**Task directions**
Report every line from the material that contains the word "React".

**Provided data**
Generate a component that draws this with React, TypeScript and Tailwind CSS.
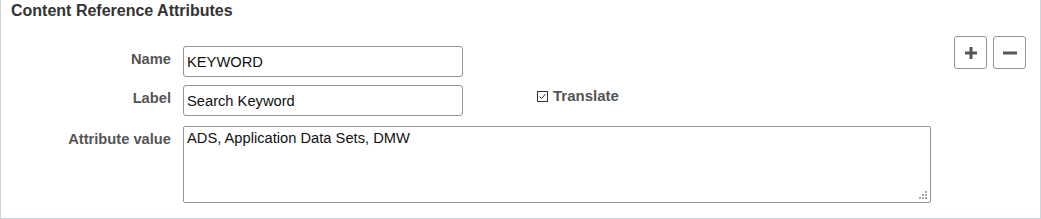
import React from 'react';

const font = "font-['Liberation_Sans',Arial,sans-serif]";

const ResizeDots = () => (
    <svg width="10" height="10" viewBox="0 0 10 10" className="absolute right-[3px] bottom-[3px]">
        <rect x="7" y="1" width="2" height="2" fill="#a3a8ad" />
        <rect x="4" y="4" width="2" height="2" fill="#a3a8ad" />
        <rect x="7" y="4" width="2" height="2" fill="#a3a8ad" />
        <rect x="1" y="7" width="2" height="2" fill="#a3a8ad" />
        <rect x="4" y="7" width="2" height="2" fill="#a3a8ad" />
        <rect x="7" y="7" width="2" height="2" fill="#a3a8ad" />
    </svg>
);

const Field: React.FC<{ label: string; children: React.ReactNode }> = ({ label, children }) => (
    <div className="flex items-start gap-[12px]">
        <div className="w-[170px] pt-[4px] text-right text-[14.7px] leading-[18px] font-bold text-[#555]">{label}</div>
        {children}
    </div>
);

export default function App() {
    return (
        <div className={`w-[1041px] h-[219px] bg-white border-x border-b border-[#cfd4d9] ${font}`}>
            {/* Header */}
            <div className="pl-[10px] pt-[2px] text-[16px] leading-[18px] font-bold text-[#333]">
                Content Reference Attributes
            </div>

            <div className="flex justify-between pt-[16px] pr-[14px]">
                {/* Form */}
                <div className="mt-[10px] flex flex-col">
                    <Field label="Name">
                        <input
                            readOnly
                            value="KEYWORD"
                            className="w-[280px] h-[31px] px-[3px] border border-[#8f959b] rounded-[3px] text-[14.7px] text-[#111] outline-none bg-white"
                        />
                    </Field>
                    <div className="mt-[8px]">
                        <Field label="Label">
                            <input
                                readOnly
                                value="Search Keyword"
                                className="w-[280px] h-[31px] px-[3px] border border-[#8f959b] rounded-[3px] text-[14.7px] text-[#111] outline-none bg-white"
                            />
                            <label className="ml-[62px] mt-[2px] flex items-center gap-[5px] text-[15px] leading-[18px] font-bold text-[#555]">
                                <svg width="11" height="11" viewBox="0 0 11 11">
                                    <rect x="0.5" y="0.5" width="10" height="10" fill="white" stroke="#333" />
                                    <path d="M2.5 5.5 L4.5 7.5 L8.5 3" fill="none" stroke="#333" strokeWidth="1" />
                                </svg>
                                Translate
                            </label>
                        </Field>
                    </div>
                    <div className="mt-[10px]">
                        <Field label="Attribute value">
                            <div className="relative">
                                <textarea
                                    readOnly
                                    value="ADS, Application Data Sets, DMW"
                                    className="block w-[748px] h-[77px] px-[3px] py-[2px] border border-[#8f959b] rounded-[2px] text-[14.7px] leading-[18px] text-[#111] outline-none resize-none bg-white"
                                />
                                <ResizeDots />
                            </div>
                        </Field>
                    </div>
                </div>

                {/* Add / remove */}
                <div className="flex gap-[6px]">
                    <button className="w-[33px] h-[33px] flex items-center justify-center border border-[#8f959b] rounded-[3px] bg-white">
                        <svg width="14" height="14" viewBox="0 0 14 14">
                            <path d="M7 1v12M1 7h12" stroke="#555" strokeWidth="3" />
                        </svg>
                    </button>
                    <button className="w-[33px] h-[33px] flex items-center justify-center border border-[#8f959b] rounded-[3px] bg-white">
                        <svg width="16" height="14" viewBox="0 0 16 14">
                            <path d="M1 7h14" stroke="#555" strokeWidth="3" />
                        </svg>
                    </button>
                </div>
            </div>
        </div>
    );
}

**Response to this task**
Generate a component that draws this with React, TypeScript and Tailwind CSS.
import React from 'react';
const Field: React.FC<{ label: string; children: React.ReactNode }> = ({ label, children }) => (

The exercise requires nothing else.